Writing in The New York Times, Janet Maslin felt that the movie fell short of its goal, saying it "turns out to be an inadvertent example of the same small-mindedness it deplores".
Reel Film Reviews wrote that the film is "consistently entertaining and well-acted all around. While it's not a perfect movie – Cube's character disappears for a 30-minute stretch and Singleton's approach often veers into heavy-handedness – it is nevertheless an intriguing look at the differences between races and how such differences can clash", and awarded it 3.5 stars out of 4.
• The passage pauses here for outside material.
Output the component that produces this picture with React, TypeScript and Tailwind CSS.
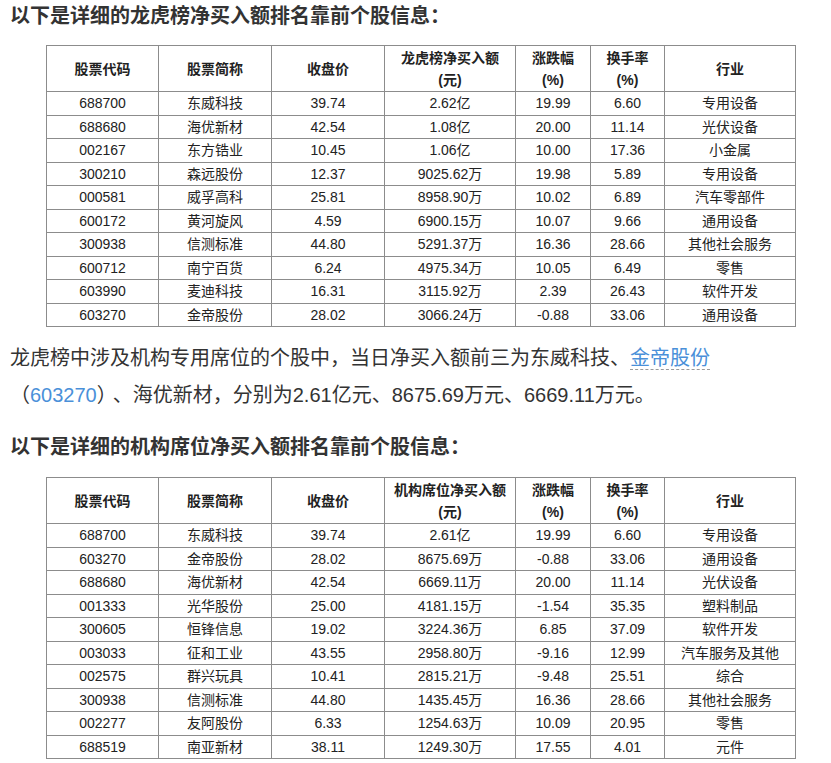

Higher Learning holds a 46% rating on Rotten Tomatoes based on 41 reviews, with an average rating of 5.30/10. The site's consensus states; "It's hard to fault Higher Learnings goals; unfortunately, writer-director John Singleton too often struggles to fit his themes within a consistently engaging story." On Metacritic, it has a score of 54% based on review from 20 critics.
Singleton commented: "If you look at Higher Learning, which I was 25 years old making it, I'm like chock full of everything that would concern young people: lesbianism, and racism, and everything I could put in that movie. It was a great movie. A fun movie to do. But you could never get that movie made now. Never. The guy shoots everybody, know what I mean?"

==Soundtrack ==

The soundtrack, containing hip hop, R&B, rock and jazz music, was released on January 3, 1995, by John Singleton's New Deal Music label through 550 Music/Epic Soundtrax. It peaked at number 39 on the Billboard 200 and number 9 on the Top R&B/Hip-Hop Albums.
In addition to "Higher", performed by Ice Cube, the soundtrack includes original music by OutKast, Liz Phair, Tori Amos and Rage Against the Machine.

==Pop culture==
The character Malik, played by the same actor, Omar Epps, appears in Don't Be a Menace to South Central While Drinking Your Juice in the Hood, a comedy movie that parodied some popular black movies of the 1990s. A year later, after the graduation of a friend, Malik had returned to the university where he was shot and killed by a new Skinheads member.